• Exercise details
Set down the data below without change, skipping the pictures it holds.

•••••

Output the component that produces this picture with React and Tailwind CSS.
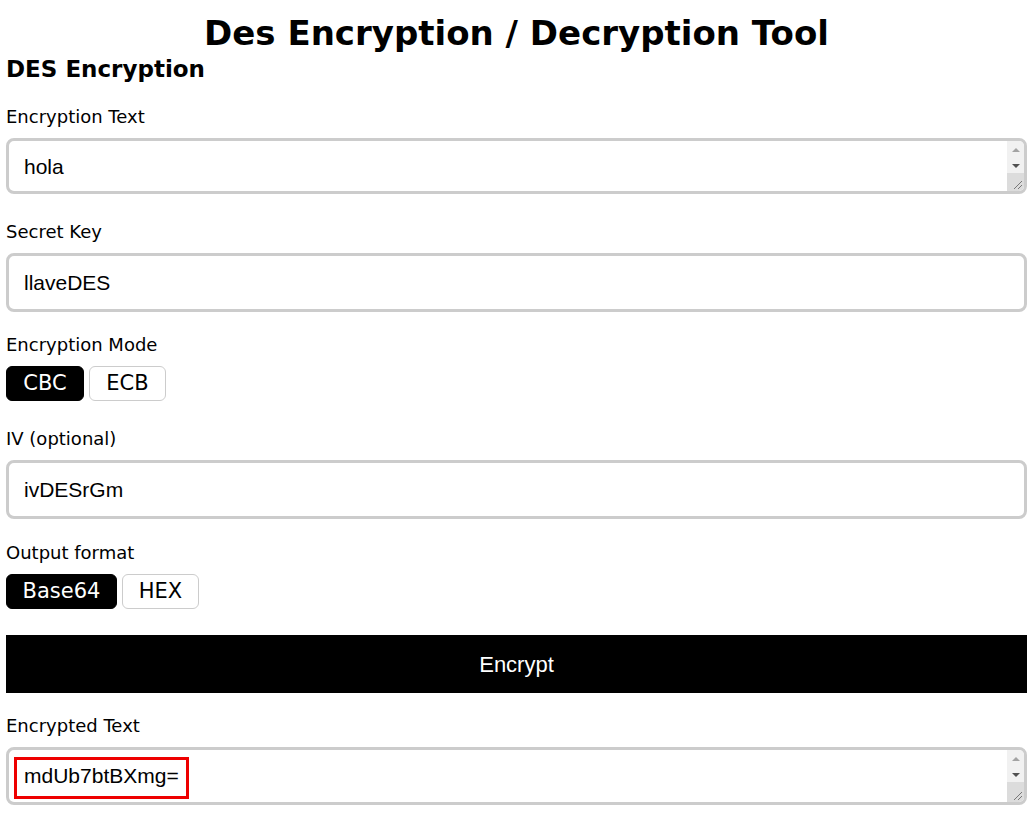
import { useState } from "react";

const heading = { fontFamily: '"DejaVu Sans", "Open Sans", sans-serif' };

function Label({ children, extra = "" }) {
  return (
    <div className={"text-[18px] leading-[22px] text-black mt-[22px] mb-[10px] " + extra} style={heading}>
      {children}
    </div>
  );
}

function Toggle({ options, value, onChange, widths }) {
  return (
    <div className="flex gap-[5px]">
      {options.map((o, i) => (
        <button
          key={o}
          onClick={() => onChange(o)}
          style={heading}
          className={
            "h-[35px] rounded-[6px] text-[21px] border " +
            widths[i] +
            (value === o ? " bg-black text-white border-black" : " bg-white text-black border-[#ccc]")
          }
        >
          {o}
        </button>
      ))}
    </div>
  );
}

// fake classic scrollbar + resizer drawn over a textarea
function ScrollBar() {
  return (
    <div className="absolute right-[3px] top-[3px] bottom-[3px] w-[17px] bg-[#f1f1f1] flex flex-col items-center pointer-events-none rounded-tr-[5px] rounded-br-[5px] overflow-hidden">
      <div className="h-[17px] w-full flex items-center justify-center">
        <div className="w-0 h-0 border-l-[4px] border-r-[4px] border-b-[4px] border-l-transparent border-r-transparent border-b-[#a3a3a3]" />
      </div>
      <div className="h-[15px] w-full flex items-center justify-center">
        <div className="w-0 h-0 border-l-[4px] border-r-[4px] border-t-[4px] border-l-transparent border-r-transparent border-t-[#505050]" />
      </div>
      <div className="flex-1 w-full bg-[#dcdcdc] relative">
        <svg className="absolute right-[2px] bottom-[2px]" width="10" height="10" viewBox="0 0 10 10">
          <line x1="2" y1="10" x2="10" y2="2" stroke="#777" strokeWidth="1" />
          <line x1="6" y1="10" x2="10" y2="6" stroke="#777" strokeWidth="1" />
        </svg>
      </div>
    </div>
  );
}

export default function App() {
  const [mode, setMode] = useState("CBC");
  const [fmt, setFmt] = useState("Base64");

  const field =
    "w-full border-[3px] border-[#ccc] rounded-[8px] px-[15px] text-[21px] text-black outline-none font-['Liberation_Sans',Arial,sans-serif]";

  return (
    <div className="bg-white min-h-screen pl-[6px] pr-[9px]">
      <h1 className="text-center font-bold text-[34px] leading-[66px] -mb-[14px]" style={heading}>
        Des Encryption / Decryption Tool
      </h1>
      <h2 className="font-bold text-[23px] leading-[34px]" style={heading}>
        DES Encryption
      </h2>

      <Label extra="!mt-[20px]">Encryption Text</Label>
      <div className="relative">
        <textarea
          defaultValue="hola"
          rows={1}
          className={field + " h-[56px] py-[10px] overflow-hidden resize-none block"}
        />
        <ScrollBar />
      </div>

      <Label extra="!mt-[27px]">Secret Key</Label>
      <input defaultValue="llaveDES" className={field + " h-[59px] block"} />

      <Label>Encryption Mode</Label>
      <Toggle options={["CBC", "ECB"]} widths={["w-[78px]", "w-[77px]"]} value={mode} onChange={setMode} />

      <Label extra="!mt-[27px]">IV (optional)</Label>
      <input defaultValue="ivDESrGm" className={field + " h-[59px] block"} />

      <Label extra="!mt-[23px]">Output format</Label>
      <Toggle options={["Base64", "HEX"]} widths={["w-[111px]", "w-[77px]"]} value={fmt} onChange={setFmt} />

      <button className="w-full h-[58px] bg-black text-white text-[22px] mt-[26px] block font-['Liberation_Sans',Arial,sans-serif]">
        Encrypt
      </button>

      <Label>Encrypted Text</Label>
      <div className="relative">
        <textarea
          readOnly
          defaultValue="mdUb7btBXmg="
          rows={1}
          className={field + " h-[58px] py-[10px] overflow-hidden resize-none block"}
        />
        <ScrollBar />
        <div className="absolute left-[8px] top-[10px] w-[175px] h-[42px] border-[3px] border-[#e00] pointer-events-none" />
      </div>
    </div>
  );
}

•••••

• Final result
Output the component that produces this picture with React and Tailwind CSS.
import { useState } from "react";

const heading = { fontFamily: '"DejaVu Sans", "Open Sans", sans-serif' };

function Label({ children, extra = "" }) {
  return (
    <div className={"text-[18px] leading-[22px] text-black mt-[22px] mb-[10px] " + extra} style={heading}>
      {children}
    </div>
  );
}

function Toggle({ options, value, onChange, widths }) {
  return (
    <div className="flex gap-[5px]">
      {options.map((o, i) => (
        <button
          key={o}
          onClick={() => onChange(o)}
          style={heading}
          className={
            "h-[35px] rounded-[6px] text-[21px] border " +
            widths[i] +
            (value === o ? " bg-black text-white border-black" : " bg-white text-black border-[#ccc]")
          }
        >
          {o}
        </button>
      ))}
    </div>
  );
}

// fake classic scrollbar + resizer drawn over a textarea
function ScrollBar() {
  return (
    <div className="absolute right-[3px] top-[3px] bottom-[3px] w-[17px] bg-[#f1f1f1] flex flex-col items-center pointer-events-none rounded-tr-[5px] rounded-br-[5px] overflow-hidden">
      <div className="h-[17px] w-full flex items-center justify-center">
        <div className="w-0 h-0 border-l-[4px] border-r-[4px] border-b-[4px] border-l-transparent border-r-transparent border-b-[#a3a3a3]" />
      </div>
      <div className="h-[15px] w-full flex items-center justify-center">
        <div className="w-0 h-0 border-l-[4px] border-r-[4px] border-t-[4px] border-l-transparent border-r-transparent border-t-[#505050]" />
      </div>
      <div className="flex-1 w-full bg-[#dcdcdc] relative">
        <svg className="absolute right-[2px] bottom-[2px]" width="10" height="10" viewBox="0 0 10 10">
          <line x1="2" y1="10" x2="10" y2="2" stroke="#777" strokeWidth="1" />
          <line x1="6" y1="10" x2="10" y2="6" stroke="#777" strokeWidth="1" />
        </svg>
      </div>
    </div>
  );
}

export default function App() {
  const [mode, setMode] = useState("CBC");
  const [fmt, setFmt] = useState("Base64");

  const field =
    "w-full border-[3px] border-[#ccc] rounded-[8px] px-[15px] text-[21px] text-black outline-none font-['Liberation_Sans',Arial,sans-serif]";

  return (
    <div className="bg-white min-h-screen pl-[6px] pr-[9px]">
      <h1 className="text-center font-bold text-[34px] leading-[66px] -mb-[14px]" style={heading}>
        Des Encryption / Decryption Tool
      </h1>
      <h2 className="font-bold text-[23px] leading-[34px]" style={heading}>
        DES Encryption
      </h2>

      <Label extra="!mt-[20px]">Encryption Text</Label>
      <div className="relative">
        <textarea
          defaultValue="hola"
          rows={1}
          className={field + " h-[56px] py-[10px] overflow-hidden resize-none block"}
        />
        <ScrollBar />
      </div>

      <Label extra="!mt-[27px]">Secret Key</Label>
      <input defaultValue="llaveDES" className={field + " h-[59px] block"} />

      <Label>Encryption Mode</Label>
      <Toggle options={["CBC", "ECB"]} widths={["w-[78px]", "w-[77px]"]} value={mode} onChange={setMode} />

      <Label extra="!mt-[27px]">IV (optional)</Label>
      <input defaultValue="ivDESrGm" className={field + " h-[59px] block"} />

      <Label extra="!mt-[23px]">Output format</Label>
      <Toggle options={["Base64", "HEX"]} widths={["w-[111px]", "w-[77px]"]} value={fmt} onChange={setFmt} />

      <button className="w-full h-[58px] bg-black text-white text-[22px] mt-[26px] block font-['Liberation_Sans',Arial,sans-serif]">
        Encrypt
      </button>

      <Label>Encrypted Text</Label>
      <div className="relative">
        <textarea
          readOnly
          defaultValue="mdUb7btBXmg="
          rows={1}
          className={field + " h-[58px] py-[10px] overflow-hidden resize-none block"}
        />
        <ScrollBar />
        <div className="absolute left-[8px] top-[10px] w-[175px] h-[42px] border-[3px] border-[#e00] pointer-events-none" />
      </div>
    </div>
  );
}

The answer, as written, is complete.